Personne n'en doute, la Caisse de dépôt a eu de bons résultats en 2010. Ce que la Caisse ne dit pas, toutefois, c'est qu'une part de ces rendements s'explique par la simple application de règles comptables. Voici pourquoi.

Pour bien comprendre, il faut faire un retour en arrière. Il y a deux ans, la Caisse avait blâmé les normes comptables pour justifier ses mauvais rendements (-25%). En vertu de ses normes, la Caisse devait évaluer ses actifs à leur juste valeur marchande (mark-to-market en anglais).

À l'époque, en plein coeur de la crise, l'application de ces normes avait été désastreuse pour la Caisse, notamment pour l'immobilier et les placements privés. L'institution devait alors inscrire dans ses livres la valeur à laquelle elle aurait pu vendre ses biens au 31 décembre 2008, dans un contexte où personne n'était acheteur. Combien vaut un immeuble à revenus que personne ne veut?

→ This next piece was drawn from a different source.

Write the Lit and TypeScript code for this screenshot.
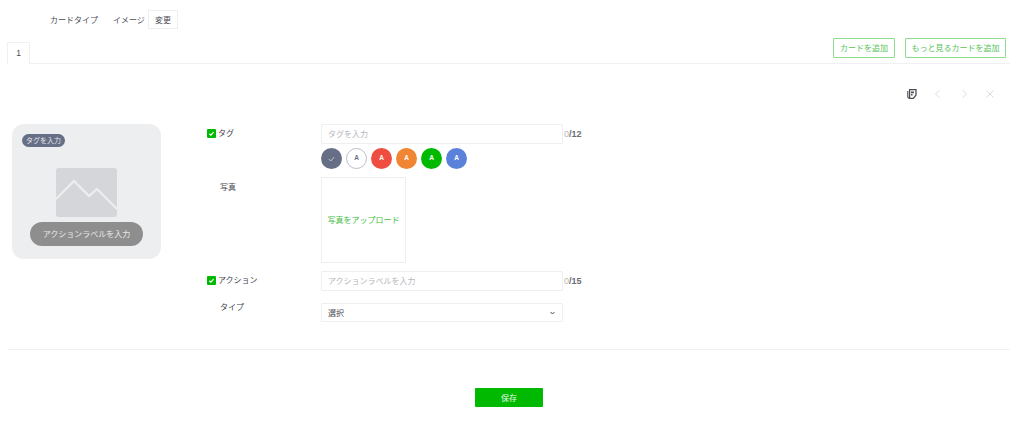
import { LitElement, html, css } from "lit";
import { customElement } from "lit/decorators.js";

const SWATCHES = [
  { bg: "#666f86", fg: "#c9ccd4", check: true },
  { bg: "#ffffff", fg: "#666f86", outline: true },
  { bg: "#ee4d3f", fg: "#ffffff" },
  { bg: "#f08534", fg: "#ffffff" },
  { bg: "#00b900", fg: "#ffffff" },
  { bg: "#5b82db", fg: "#ffffff" },
];

@customElement("app-root")
export class AppRoot extends LitElement {
  static styles = css`
    :host {
      display: block;
      height: 433px;
      overflow: hidden;
      background: #fff;
      color: #4a4d55;
      font-family: "Noto Sans CJK JP", "Noto Sans", sans-serif;
      font-size: 8px;
      line-height: 1;
    }

    .type-row {
      display: flex;
      align-items: center;
      height: 19px;
      padding: 10px 0 0 50px;
    }

    .type-label {
      width: 63px;
    }

    .type-value {
      width: 35px;
    }

    .change-btn {
      width: 30px;
      height: 19px;
      box-sizing: border-box;
      border: 1px solid #eeeff1;
      display: flex;
      align-items: center;
      justify-content: center;
    }

    .tab-bar {
      display: flex;
      align-items: flex-end;
      height: 25px;
      margin: 9px 14px 0 7px;
      border-bottom: 1px solid #eff0f2;
    }

    .tab {
      width: 23px;
      height: 22px;
      box-sizing: border-box;
      margin-bottom: -1px;
      background: #fff;
      border: 1px solid #eff0f2;
      border-bottom: 0;
      display: flex;
      align-items: center;
      justify-content: center;
      font-family: "Liberation Sans", sans-serif;
      font-size: 8.5px;
    }

    .tab-actions {
      margin-left: auto;
      display: flex;
      gap: 10px;
      align-self: flex-start;
      margin-right: 4px;
    }

    .outline-btn {
      height: 20px;
      box-sizing: border-box;
      border: 1px solid #8fdc8f;
      border-radius: 1px;
      color: #55c555;
      display: flex;
      align-items: center;
      justify-content: center;
    }

    .add-card {
      width: 62px;
    }

    .add-more {
      width: 101px;
    }

    .toolbar {
      display: flex;
      justify-content: flex-end;
      align-items: center;
      gap: 16px;
      height: 14px;
      padding: 23px 29px 0 0;
    }

    .toolbar svg {
      width: 10px;
      height: 10px;
      display: block;
    }

    .editor {
      display: flex;
      padding: 23px 0 0 12px;
    }

    .preview {
      width: 149px;
      height: 135px;
      box-sizing: border-box;
      background: #edeef0;
      border-radius: 12px;
      padding: 10px 18px 0;
      display: flex;
      flex-direction: column;
      align-items: center;
    }

    .preview-tag {
      align-self: flex-start;
      margin-left: -8px;
      height: 13px;
      padding: 0 4px;
      border-radius: 7px;
      background: #666f86;
      color: #e6e8ec;
      font-size: 7px;
      display: flex;
      align-items: center;
    }

    .preview-image {
      width: 61px;
      height: 49px;
      margin-top: 21px;
      display: block;
    }

    .preview-action {
      width: 113px;
      height: 24px;
      margin-top: 5px;
      border-radius: 12px;
      background: #8e8e8e;
      color: #e8e8e8;
      display: flex;
      align-items: center;
      justify-content: center;
      flex: none;
    }

    .form {
      margin-left: 46px;
      display: grid;
      grid-template-columns: 114px 242px auto;
      grid-template-rows: 20px 25px 94px 28px 31px;
      align-content: start;
    }

    .label {
      display: flex;
      align-items: flex-start;
      gap: 2px;
      padding-top: 5px;
      color: #43464d;
    }

    .label.plain {
      padding-left: 13px;
    }

    .photo-label {
      padding-top: 14px;
    }

    .check {
      width: 9px;
      height: 9px;
      border-radius: 1px;
      background: #00b900;
      display: block;
      flex: none;
    }

    .input {
      height: 20px;
      box-sizing: border-box;
      border: 1px solid #eeeff1;
      border-radius: 1px;
      padding-left: 6px;
      display: flex;
      align-items: center;
      color: #b4b7bd;
    }

    .counter {
      padding: 6px 0 0 1px;
      font-family: "Liberation Sans", sans-serif;
      font-size: 9px;
      font-weight: 700;
      color: #6a6d74;
    }

    .counter span {
      color: #b4b7bd;
      font-weight: 400;
    }

    .swatches {
      grid-column: 2;
      display: flex;
      gap: 3.8px;
      padding-top: 4px;
    }

    .swatch {
      width: 21.2px;
      height: 21.2px;
      box-sizing: border-box;
      border-radius: 50%;
      display: flex;
      align-items: center;
      justify-content: center;
      font-family: "Liberation Sans", sans-serif;
      font-size: 6.5px;
      font-weight: 700;
    }

    .swatch.outline {
      border: 1px solid #b9bdc9;
    }

    .swatch svg {
      width: 7px;
      height: 6px;
    }

    .photo-cell {
      padding-top: 8px;
    }

    .upload {
      width: 85px;
      height: 86px;
      box-sizing: border-box;
      border: 1px solid #eeeff1;
      display: flex;
      align-items: center;
      justify-content: center;
      color: #3fbd3f;
    }

    .action-label,
    .action-cell,
    .action-counter {
      margin-top: 8px;
    }

    .type-name {
      padding-top: 0;
      margin-top: 12px;
    }

    .select {
      margin-top: 12px;
      height: 19px;
      box-sizing: border-box;
      border: 1px solid #eeeff1;
      border-radius: 1px;
      padding: 0 7px 0 6px;
      display: flex;
      align-items: center;
      justify-content: space-between;
      color: #4a4d55;
    }

    .select svg {
      width: 5px;
      height: 4px;
    }

    .divider {
      height: 1px;
      background: #f0f1f2;
      margin: 27px 14px 0 8px;
    }

    .footer {
      display: flex;
      padding: 38px 0 0 475px;
    }

    .save {
      width: 68px;
      height: 19px;
      background: #00b900;
      border-radius: 1px;
      color: #e9f9e9;
      display: flex;
      align-items: center;
      justify-content: center;
    }
  `;

  checkbox() {
    return html`<svg class="check" viewBox="0 0 9 9">
      <path d="M2.4 4.7 3.9 6.1 6.6 3.2" fill="none" stroke="#fff" stroke-width="1.2" />
    </svg>`;
  }

  render() {
    return html`
      <div class="type-row">
        <span class="type-label">カードタイプ</span>
        <span class="type-value">イメージ</span>
        <span class="change-btn">変更</span>
      </div>

      <div class="tab-bar">
        <div class="tab">1</div>
        <div class="tab-actions">
          <div class="outline-btn add-card">カードを追加</div>
          <div class="outline-btn add-more">もっと見るカードを追加</div>
        </div>
      </div>

      <div class="toolbar">
        <svg viewBox="0 0 10 10">
          <path d="M2.6.7H9V6L6.4 9.3H2.6Z" fill="none" stroke="#4d4f54" stroke-width="1.3" />
          <path d="M.8 2V8.2L2 9.4" fill="none" stroke="#4d4f54" stroke-width="1.1" />
          <path d="M4 2.6H7V4.2H4ZM4 5H5.6V6.4H4Z" fill="#4d4f54" />
        </svg>
        <svg viewBox="0 0 10 10">
          <path d="M6.5 1 2.5 5l4 4" fill="none" stroke="#dcdde0" stroke-width="1" />
        </svg>
        <svg viewBox="0 0 10 10">
          <path d="M3.5 1 7.5 5l-4 4" fill="none" stroke="#dcdde0" stroke-width="1" />
        </svg>
        <svg viewBox="0 0 10 10">
          <path d="M1.5 1.5l7 7M8.5 1.5l-7 7" fill="none" stroke="#dcdde0" stroke-width="1" />
        </svg>
      </div>

      <div class="editor">
        <div class="preview">
          <div class="preview-tag">タグを入力</div>
          <svg class="preview-image" viewBox="0 0 61 49">
            <rect width="61" height="49" rx="3" fill="#d5d6da" />
            <path d="M0 31 18 13 33 28 41 21 61 41" fill="none" stroke="#edeef0" stroke-width="2.2" />
          </svg>
          <div class="preview-action">アクションラベルを入力</div>
        </div>

        <div class="form">
          <div class="label">${this.checkbox()}タグ</div>
          <div class="input">タグを入力</div>
          <div class="counter"><span>0</span>/12</div>

          <div class="swatches">
            ${SWATCHES.map(
              (s) => html`<div
                class="swatch ${s.outline ? "outline" : ""}"
                style="background: ${s.bg}; color: ${s.fg}"
              >
                ${s.check
                  ? html`<svg viewBox="0 0 7 6">
                      <path d="M.8 3 2.8 5 6.2 1" fill="none" stroke="${s.fg}" stroke-width=".9" />
                    </svg>`
                  : "A"}
              </div>`
            )}
          </div>
          <div></div>

          <div class="label plain photo-label">写真</div>
          <div class="photo-cell"><div class="upload">写真をアップロード</div></div>
          <div></div>

          <div class="label action-label">${this.checkbox()}アクション</div>
          <div class="input action-cell">アクションラベルを入力</div>
          <div class="counter action-counter"><span>0</span>/15</div>

          <div class="label plain type-name">タイプ</div>
          <div class="select">
            選択
            <svg viewBox="0 0 5 4">
              <path d="M.6 1 2.5 3 4.4 1" fill="none" stroke="#4a4d55" stroke-width="1" />
            </svg>
          </div>
          <div></div>
        </div>
      </div>

      <div class="divider"></div>
      <div class="footer"><div class="save">保存</div></div>
    `;
  }
}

Comme méthode alternative, la Caisse devait additionner les entrées de fonds futures de ses immeubles, le cas échéant, et en actualiser la valeur en fonction des taux d'intérêt. Le hic, c'est que les écarts de taux d'intérêt avaient bondi avec la crise, avec pour effet de faire fondre la valeur actualisée des fonds futurs. Bref, la Caisse avait dû dévaluer massivement des placements à long terme.

«Nous aurions eu un tout autre portrait s'il avait été possible d'évaluer ces placements en fonction de leur horizon de détention (à long terme)», avait expliqué l'ex-PDG, Fernand Perreault. Selon le gestionnaire, 56% des 40 milliards de dollars de pertes de l'époque s'expliquaient par ces pertes sur papier, soit 22,4 milliards.

La situation est tout autre aujourd'hui. Les paramètres financiers ont radicalement changé, favorisant la Caisse. Ainsi, sur les gains nets de 17,7 milliards de la Caisse de 2010 (+13,6%), les deux tiers s'expliquent par ces «plus-values non matérialisées», soit des gains sur papier de 11,6 milliards.

Dans son communiqué de cette semaine, la Caisse ne dit pas un mot de ces gains sur papier, alors qu'il était abondamment question des pertes sur papier il y a deux ans.

Joint au téléphone, le premier vice-président des initiatives stratégiques de la Caisse, Bernard Morency, reconnait que ce phénomène a influencé positivement les résultats de la Caisse cette année. Il précise toutefois que le redressement sur papier des actifs n'est pas seulement attribuable aux changements des paramètres financiers.

Selon lui, la hausse de la valeur des actifs de la Caisse s'explique surtout par l'augmentation réelle des profits des entreprises, en particulier dans le secteur des placements privés et des infrastructures. «Les profits des entreprises dans lesquelles on a des participations ont augmenté. Ces entreprises ont pu réduire leurs dettes et assainir leur bilan. Leur situation s'est vraiment améliorée, ce qui a fait grimper leur valeur», dit-il.

Bernard Morency donne l'exemple de BAA (aéroport Heathrow de Londres) et de Quebecor Media. Cette dernière a vu ses profits augmenter de 14%. Dans l'ensemble des placements privés de la Caisse, les profits ont bondi de plus de 10%, dit-il.

Bernard Morency ajoute que, dans ce contexte, l'effet de levier a été favorable. Il a aidé à obtenir les excellents rendements de 26,7% dans le secteur des placements privés et de 25,4% dans celui des les infrastructures.

Quoi qu'il en soit, la Caisse aura eu le mérite de ne pas vendre, durant la crise, ses immeubles et placements privés qui étaient fortement dépréciés. Ce sont ces actifs qui, aujourd'hui, ont repris leur valeur et permettent à la Caisse de bien paraître.

En rétrospective, le portrait n'était probablement pas aussi sombre en 2008, comme il n'est pas aussi rose aujourd'hui. Pour avoir l'heure juste, il faut analyser les placements sur le long terme, soit cinq ans ou plus, en particulier pour l'immobilier et les infrastructures.